Na avaliação de Pedro Paulo Silveira, economista-chefe da Nova Futura Corretora, o tombo do PIB neste ano será de 4,2%. E nem mesmo o possível corte das taxas de juros pelo Banco Central será suficiente para evitar o aprofundamento da recessão. “A resposta do PIB à política monetária é muito pequena”, diz. O mais preocupante, acrescenta Ivo Chermont, é que a inflação continuará muito acima do tolerável para uma economia que, em 2015, fechou com índices de preços próximos de 11%. “Continuaremos afundados num quadro de forte contração econômica com custo de vida em torno de 9%”, prevê.
O caldo entornou
A equipe econômica reconhece que “o caldo entornou de vez”, não apenas por causa do ressurgimento do discurso de candidata de Dilma. Para técnicos da Fazenda e do Banco Central, a delação do senador Delcídio do Amaral e o risco de prisão do ex-presidente Lula elevaram a níveis incontroláveis a crise política, que torna impossível se falar em ajuste fiscal e em reformas estruturais pelos próximos meses. Essa percepção vale para a CPMF, imposto que o Palácio do Planalto planejava aprovar até o fim de maio e cobrar a partir de setembro, garantindo reforço de R$ 10 bilhões no caixa do Tesouro Nacional.

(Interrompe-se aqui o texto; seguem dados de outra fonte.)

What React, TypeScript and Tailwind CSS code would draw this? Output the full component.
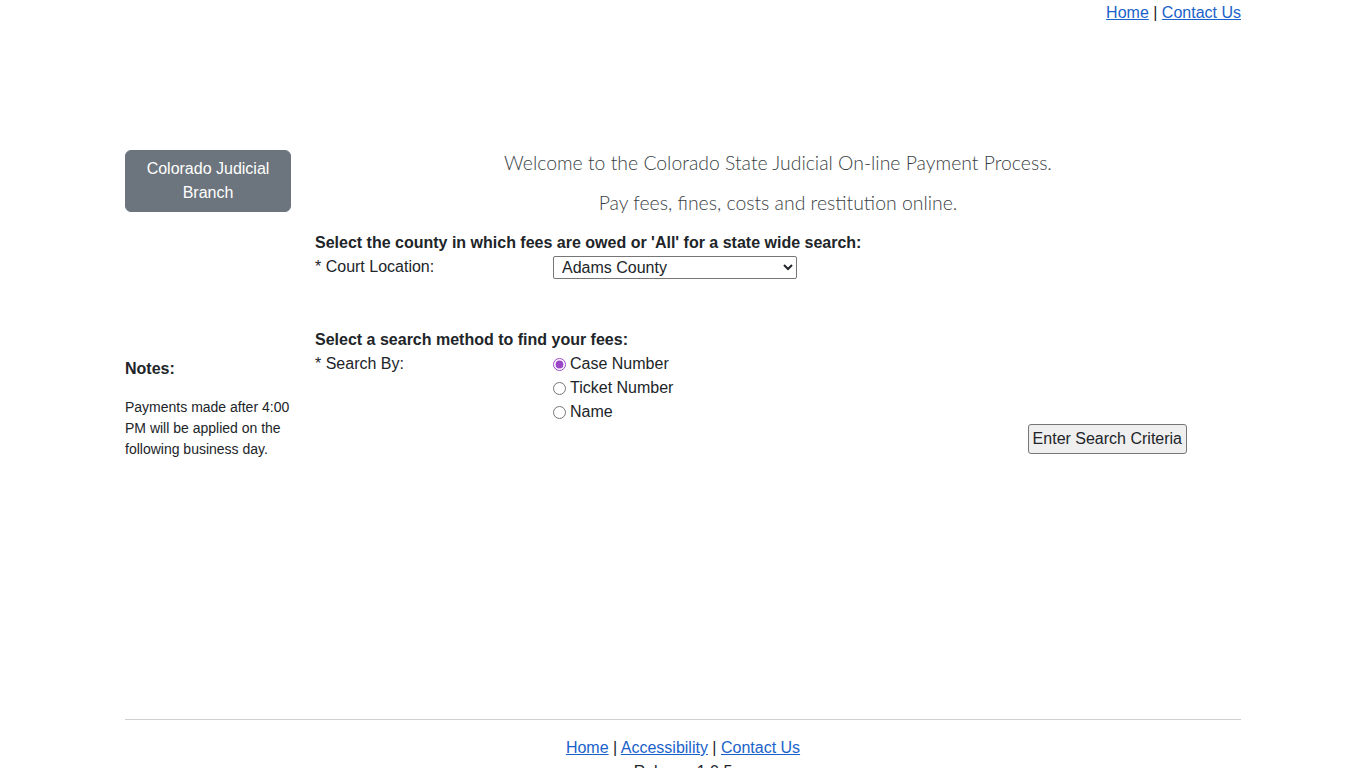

A ordem, porém, é não jogar a toalha explicitamente. A equipe econômica continuará pregando que trabalhará junto ao Congresso para levar adiante todas as propostas que resultem na melhora das contas públicas e contenham o derretimento da economia. Mas, à medida que Dilma for migrando para mais à esquerda, modelando o discurso ao que as bases do PT querem ouvir, o ministro da Fazenda, Nelson Barbosa, se tornará um fantoche, uma figura decorativa. Nada muito distante da visão que muitos empresários e investidores já têm dele.
Quanto ao Banco Central, o que todos esperam é que siga na direção errática que prevaleceu desde que Dilma tomou posse, ou seja, prometendo uma coisa e fazendo outra. A instituição, ressalte-se, deixou de ser referência há muito tempo. Em vez de dar a tranquilidade que a economia tanto precisa nesse ambiente de caos que o país se encontra, só alimenta ruídos e a especulação. Enquanto isso, a inflação que assombra as famílias segue impávida. É o Brasil ao deus-dará.